▶ _TASK DETAILS_
Every line that contains the word "React" should be copied.

▶ _DATA_
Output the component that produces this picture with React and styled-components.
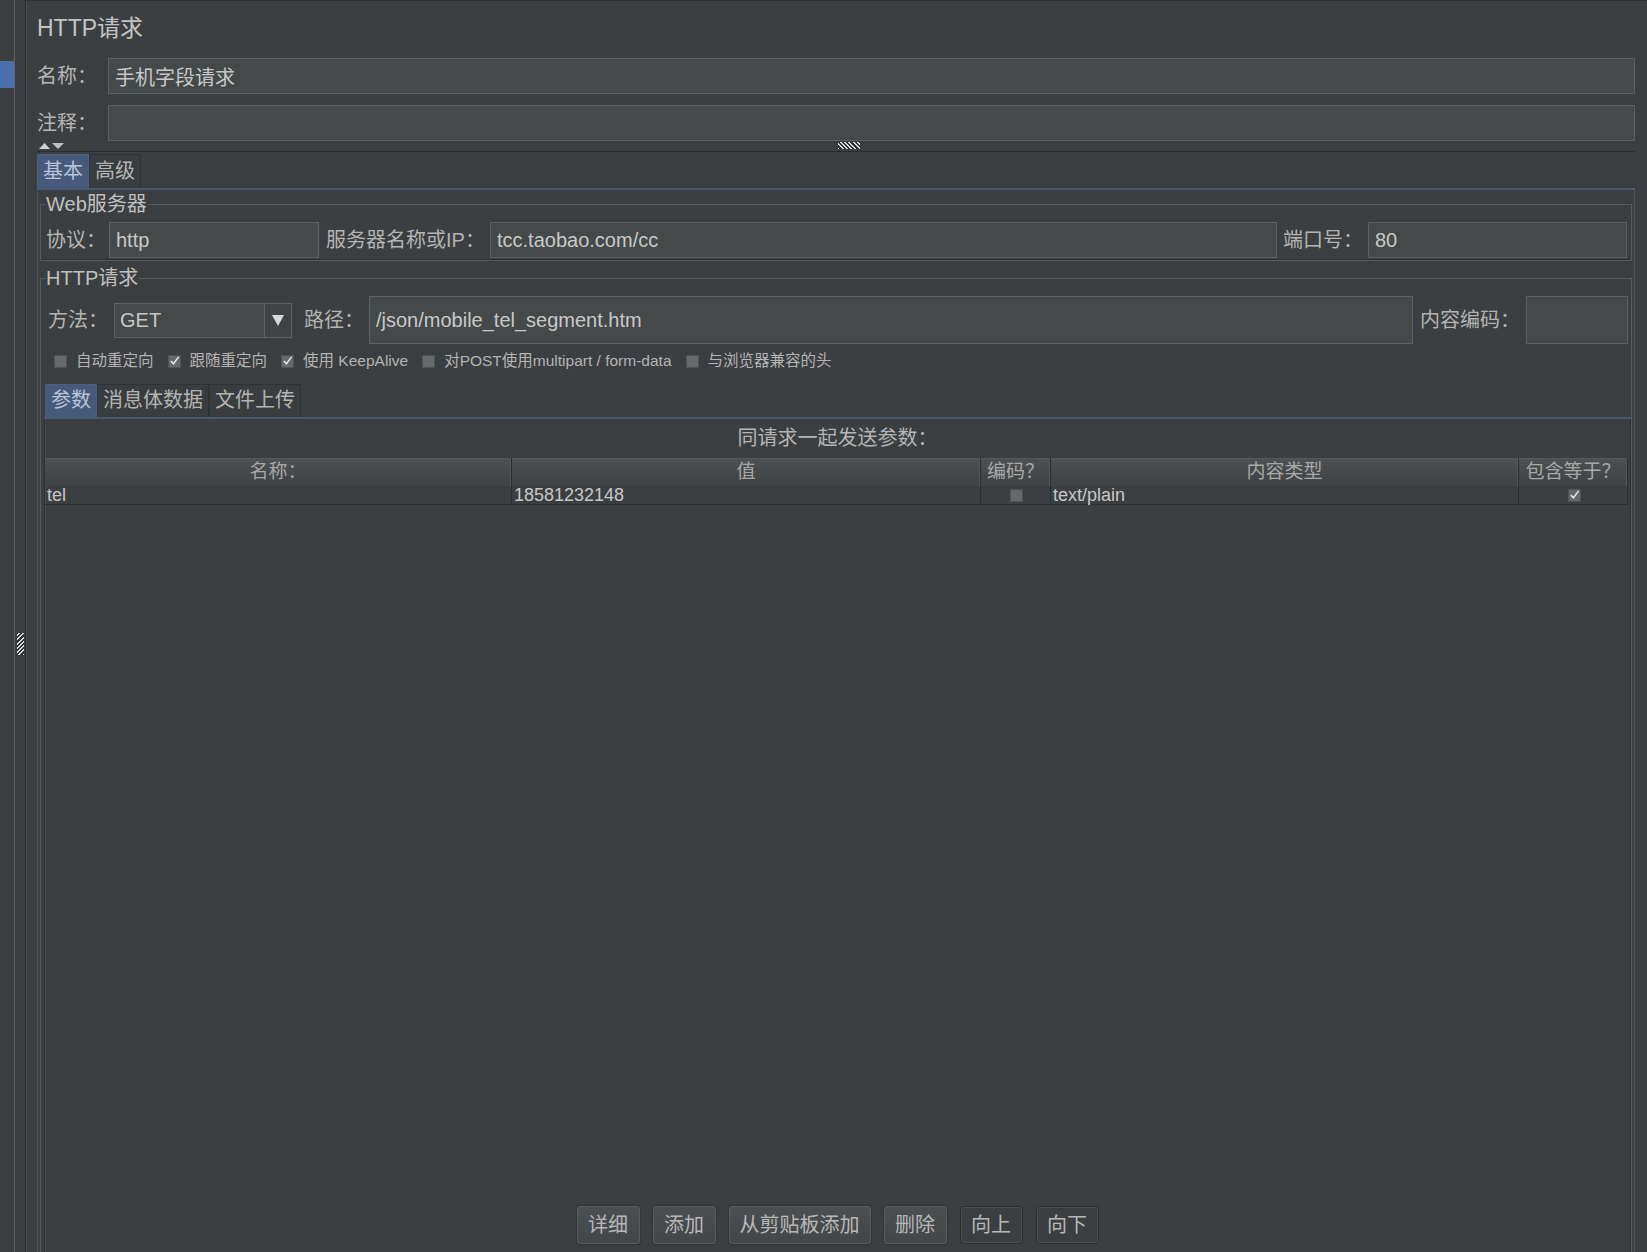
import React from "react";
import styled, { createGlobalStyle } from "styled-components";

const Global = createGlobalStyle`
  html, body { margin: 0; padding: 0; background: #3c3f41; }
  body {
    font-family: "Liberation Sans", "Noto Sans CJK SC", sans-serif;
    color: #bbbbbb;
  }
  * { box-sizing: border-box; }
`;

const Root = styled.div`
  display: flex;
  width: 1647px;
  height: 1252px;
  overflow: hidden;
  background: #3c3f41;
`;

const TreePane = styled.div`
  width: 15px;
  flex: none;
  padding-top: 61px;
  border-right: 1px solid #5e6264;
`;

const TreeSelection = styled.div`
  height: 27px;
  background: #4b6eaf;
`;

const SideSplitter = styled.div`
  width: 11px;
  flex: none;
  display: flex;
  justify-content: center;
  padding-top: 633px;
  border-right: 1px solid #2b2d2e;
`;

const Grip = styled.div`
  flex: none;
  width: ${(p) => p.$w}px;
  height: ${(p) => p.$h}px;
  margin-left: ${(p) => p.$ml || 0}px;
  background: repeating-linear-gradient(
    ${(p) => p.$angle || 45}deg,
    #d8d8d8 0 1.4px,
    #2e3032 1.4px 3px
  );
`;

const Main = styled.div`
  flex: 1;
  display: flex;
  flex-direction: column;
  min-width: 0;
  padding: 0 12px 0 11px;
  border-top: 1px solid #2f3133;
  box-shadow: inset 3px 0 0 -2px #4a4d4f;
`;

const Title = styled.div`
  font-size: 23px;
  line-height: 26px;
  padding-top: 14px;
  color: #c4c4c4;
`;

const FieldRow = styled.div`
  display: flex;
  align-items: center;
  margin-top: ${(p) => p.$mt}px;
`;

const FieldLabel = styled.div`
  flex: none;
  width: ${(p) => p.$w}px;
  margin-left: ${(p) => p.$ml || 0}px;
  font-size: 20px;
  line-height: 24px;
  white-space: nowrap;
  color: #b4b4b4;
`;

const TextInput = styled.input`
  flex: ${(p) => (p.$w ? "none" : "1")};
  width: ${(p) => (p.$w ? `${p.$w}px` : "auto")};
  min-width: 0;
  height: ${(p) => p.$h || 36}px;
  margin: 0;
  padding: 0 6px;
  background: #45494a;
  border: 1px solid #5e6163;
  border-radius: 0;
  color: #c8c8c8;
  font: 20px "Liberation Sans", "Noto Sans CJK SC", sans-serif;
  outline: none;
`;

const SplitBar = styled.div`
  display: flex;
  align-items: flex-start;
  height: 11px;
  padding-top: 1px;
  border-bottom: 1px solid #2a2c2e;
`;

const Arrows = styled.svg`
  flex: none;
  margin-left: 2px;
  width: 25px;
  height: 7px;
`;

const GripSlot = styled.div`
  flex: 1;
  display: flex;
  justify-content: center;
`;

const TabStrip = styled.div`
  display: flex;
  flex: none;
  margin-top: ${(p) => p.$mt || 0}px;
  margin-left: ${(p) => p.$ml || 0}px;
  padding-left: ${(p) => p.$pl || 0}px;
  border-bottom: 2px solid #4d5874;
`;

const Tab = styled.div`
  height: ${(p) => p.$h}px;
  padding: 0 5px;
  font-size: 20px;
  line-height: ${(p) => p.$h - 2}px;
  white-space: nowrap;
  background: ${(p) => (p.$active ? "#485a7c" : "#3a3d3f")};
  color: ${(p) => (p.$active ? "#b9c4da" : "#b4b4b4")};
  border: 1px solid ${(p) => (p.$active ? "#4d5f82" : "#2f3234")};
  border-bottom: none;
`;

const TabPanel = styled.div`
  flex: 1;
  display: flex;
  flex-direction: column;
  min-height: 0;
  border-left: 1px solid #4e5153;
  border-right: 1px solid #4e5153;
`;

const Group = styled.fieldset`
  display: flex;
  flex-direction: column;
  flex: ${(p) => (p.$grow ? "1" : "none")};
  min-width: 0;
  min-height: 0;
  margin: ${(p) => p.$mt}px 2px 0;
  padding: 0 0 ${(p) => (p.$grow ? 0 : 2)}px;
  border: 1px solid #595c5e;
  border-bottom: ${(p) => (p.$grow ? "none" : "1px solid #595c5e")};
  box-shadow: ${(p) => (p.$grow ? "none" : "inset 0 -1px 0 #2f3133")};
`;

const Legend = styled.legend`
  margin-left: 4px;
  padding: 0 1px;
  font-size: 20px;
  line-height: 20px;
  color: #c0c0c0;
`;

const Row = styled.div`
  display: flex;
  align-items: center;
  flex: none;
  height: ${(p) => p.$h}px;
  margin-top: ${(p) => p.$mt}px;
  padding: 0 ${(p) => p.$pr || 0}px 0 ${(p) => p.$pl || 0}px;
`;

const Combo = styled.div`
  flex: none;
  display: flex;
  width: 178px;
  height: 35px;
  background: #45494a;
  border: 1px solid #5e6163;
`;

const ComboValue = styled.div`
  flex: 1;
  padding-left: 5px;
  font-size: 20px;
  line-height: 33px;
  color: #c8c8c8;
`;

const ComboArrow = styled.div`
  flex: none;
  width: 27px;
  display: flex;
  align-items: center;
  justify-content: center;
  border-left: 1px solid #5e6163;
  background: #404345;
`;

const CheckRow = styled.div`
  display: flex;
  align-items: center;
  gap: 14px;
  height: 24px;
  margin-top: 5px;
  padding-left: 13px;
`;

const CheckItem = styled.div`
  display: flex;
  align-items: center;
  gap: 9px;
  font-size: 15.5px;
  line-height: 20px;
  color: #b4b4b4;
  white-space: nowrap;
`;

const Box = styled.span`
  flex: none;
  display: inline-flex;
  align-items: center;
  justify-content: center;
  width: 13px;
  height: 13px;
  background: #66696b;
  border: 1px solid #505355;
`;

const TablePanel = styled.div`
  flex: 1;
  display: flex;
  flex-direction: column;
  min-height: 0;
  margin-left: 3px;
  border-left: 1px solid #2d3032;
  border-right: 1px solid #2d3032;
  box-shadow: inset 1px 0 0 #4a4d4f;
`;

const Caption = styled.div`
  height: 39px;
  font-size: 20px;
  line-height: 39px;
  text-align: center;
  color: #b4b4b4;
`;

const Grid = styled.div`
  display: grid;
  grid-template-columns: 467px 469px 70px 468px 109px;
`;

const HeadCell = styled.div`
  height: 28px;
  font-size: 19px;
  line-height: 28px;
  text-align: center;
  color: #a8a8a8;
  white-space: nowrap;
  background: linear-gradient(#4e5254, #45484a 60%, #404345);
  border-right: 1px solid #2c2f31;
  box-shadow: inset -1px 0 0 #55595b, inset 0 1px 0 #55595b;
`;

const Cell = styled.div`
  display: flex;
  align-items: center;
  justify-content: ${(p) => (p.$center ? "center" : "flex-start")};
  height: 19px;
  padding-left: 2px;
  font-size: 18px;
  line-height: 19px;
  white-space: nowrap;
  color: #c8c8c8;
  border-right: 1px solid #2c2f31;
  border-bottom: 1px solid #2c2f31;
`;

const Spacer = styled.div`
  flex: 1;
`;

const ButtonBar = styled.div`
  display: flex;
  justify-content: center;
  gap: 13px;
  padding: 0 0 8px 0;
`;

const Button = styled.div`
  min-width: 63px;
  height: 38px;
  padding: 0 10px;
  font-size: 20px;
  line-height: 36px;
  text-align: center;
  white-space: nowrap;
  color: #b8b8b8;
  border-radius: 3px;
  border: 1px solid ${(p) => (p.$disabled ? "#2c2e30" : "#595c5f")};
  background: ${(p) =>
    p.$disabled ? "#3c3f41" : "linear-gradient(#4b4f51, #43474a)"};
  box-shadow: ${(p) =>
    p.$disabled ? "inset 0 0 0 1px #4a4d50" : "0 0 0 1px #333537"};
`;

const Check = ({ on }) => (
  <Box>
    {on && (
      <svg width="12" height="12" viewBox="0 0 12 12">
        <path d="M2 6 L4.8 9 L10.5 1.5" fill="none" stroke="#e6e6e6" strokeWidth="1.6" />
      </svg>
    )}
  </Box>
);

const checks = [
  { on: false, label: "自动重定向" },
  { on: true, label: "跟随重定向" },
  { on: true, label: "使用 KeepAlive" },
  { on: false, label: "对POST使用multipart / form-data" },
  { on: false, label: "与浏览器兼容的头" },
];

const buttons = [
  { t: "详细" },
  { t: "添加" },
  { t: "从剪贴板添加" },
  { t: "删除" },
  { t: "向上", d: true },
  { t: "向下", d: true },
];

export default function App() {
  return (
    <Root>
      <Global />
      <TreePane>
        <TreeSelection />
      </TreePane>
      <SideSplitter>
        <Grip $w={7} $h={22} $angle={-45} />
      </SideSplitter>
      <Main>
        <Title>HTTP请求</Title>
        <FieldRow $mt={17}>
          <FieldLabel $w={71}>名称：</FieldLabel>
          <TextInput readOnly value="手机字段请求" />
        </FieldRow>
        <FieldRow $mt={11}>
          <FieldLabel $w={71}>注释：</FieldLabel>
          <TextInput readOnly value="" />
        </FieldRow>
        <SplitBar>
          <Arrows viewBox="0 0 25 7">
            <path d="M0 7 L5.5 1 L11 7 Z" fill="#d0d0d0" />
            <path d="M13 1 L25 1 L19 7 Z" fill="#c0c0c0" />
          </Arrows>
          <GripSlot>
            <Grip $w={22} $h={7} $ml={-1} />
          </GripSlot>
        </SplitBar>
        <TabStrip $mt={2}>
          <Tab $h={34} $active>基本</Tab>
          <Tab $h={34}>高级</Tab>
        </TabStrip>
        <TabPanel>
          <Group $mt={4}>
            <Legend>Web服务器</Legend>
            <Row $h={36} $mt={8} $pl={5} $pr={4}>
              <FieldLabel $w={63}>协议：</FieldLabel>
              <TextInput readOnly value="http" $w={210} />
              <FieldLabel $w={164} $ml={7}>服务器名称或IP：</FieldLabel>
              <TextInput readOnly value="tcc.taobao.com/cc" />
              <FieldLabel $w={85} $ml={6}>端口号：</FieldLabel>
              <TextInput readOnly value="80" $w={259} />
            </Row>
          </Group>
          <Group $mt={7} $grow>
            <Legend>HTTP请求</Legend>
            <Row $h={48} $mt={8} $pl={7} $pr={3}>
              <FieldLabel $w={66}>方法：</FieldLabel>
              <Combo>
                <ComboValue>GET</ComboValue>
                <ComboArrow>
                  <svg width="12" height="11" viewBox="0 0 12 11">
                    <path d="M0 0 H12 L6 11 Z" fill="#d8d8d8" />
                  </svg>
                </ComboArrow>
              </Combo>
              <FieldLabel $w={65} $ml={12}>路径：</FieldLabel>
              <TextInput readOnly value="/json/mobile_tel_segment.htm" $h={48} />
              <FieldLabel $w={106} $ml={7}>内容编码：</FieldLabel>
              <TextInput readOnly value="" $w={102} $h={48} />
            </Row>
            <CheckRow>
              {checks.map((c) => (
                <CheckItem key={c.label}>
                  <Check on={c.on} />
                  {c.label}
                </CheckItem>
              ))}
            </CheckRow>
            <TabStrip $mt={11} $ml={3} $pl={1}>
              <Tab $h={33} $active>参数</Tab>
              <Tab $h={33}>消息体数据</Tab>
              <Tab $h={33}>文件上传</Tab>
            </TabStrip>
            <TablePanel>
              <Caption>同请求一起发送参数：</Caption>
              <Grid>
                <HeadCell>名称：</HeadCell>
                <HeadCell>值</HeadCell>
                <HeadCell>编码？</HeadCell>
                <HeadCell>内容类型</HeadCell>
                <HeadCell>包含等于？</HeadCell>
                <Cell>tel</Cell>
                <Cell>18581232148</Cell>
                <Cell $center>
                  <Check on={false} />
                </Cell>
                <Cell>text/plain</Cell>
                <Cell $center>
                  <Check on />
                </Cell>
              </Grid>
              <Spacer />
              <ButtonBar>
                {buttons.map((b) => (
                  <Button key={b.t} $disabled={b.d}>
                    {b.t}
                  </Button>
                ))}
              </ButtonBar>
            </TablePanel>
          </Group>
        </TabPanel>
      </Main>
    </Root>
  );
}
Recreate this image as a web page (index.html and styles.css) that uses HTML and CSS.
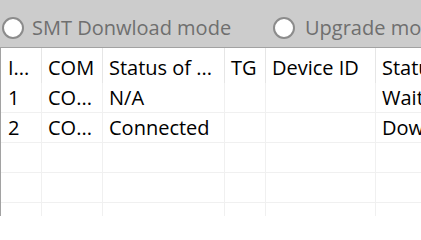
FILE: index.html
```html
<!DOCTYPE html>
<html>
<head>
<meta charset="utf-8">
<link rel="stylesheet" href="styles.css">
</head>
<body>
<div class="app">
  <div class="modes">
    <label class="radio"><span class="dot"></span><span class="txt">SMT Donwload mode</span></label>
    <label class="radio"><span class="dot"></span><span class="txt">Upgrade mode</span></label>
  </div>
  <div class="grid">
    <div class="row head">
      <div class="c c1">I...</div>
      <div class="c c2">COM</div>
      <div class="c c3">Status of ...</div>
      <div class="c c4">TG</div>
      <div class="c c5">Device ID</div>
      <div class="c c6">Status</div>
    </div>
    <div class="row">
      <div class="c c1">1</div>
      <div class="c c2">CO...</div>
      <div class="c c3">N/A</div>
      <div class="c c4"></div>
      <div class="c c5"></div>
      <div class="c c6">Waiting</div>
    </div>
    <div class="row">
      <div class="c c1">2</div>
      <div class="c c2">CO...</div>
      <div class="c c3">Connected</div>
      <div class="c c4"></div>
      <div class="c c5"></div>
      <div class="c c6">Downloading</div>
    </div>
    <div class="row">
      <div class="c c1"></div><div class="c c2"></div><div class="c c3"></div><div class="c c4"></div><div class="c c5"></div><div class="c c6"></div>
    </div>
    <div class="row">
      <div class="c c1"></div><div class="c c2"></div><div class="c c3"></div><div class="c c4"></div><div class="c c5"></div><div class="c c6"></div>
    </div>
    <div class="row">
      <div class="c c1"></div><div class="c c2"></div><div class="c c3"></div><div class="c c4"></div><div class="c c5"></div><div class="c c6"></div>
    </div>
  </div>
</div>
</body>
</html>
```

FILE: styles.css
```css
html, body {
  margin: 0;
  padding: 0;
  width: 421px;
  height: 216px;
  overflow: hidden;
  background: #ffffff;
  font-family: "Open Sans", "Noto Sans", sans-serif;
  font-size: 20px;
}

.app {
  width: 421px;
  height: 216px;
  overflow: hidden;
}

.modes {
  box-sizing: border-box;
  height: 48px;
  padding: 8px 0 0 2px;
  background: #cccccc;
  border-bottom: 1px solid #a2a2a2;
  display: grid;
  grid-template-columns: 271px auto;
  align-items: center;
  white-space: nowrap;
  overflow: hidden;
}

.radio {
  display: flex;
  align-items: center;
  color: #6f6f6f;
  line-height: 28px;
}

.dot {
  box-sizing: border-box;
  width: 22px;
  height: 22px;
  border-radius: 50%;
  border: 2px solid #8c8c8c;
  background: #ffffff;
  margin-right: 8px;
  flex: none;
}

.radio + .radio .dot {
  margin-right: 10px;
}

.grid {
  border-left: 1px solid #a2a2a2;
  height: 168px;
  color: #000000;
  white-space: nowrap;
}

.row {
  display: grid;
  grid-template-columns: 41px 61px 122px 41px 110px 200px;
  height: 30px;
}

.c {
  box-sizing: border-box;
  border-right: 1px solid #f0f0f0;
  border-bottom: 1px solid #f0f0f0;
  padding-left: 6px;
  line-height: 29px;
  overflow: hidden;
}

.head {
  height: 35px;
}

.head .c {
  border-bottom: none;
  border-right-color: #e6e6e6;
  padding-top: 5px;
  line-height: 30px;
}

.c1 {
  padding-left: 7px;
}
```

▶ _ANSWER TO THE TASK_
Output the component that produces this picture with React and styled-components.
import React from "react";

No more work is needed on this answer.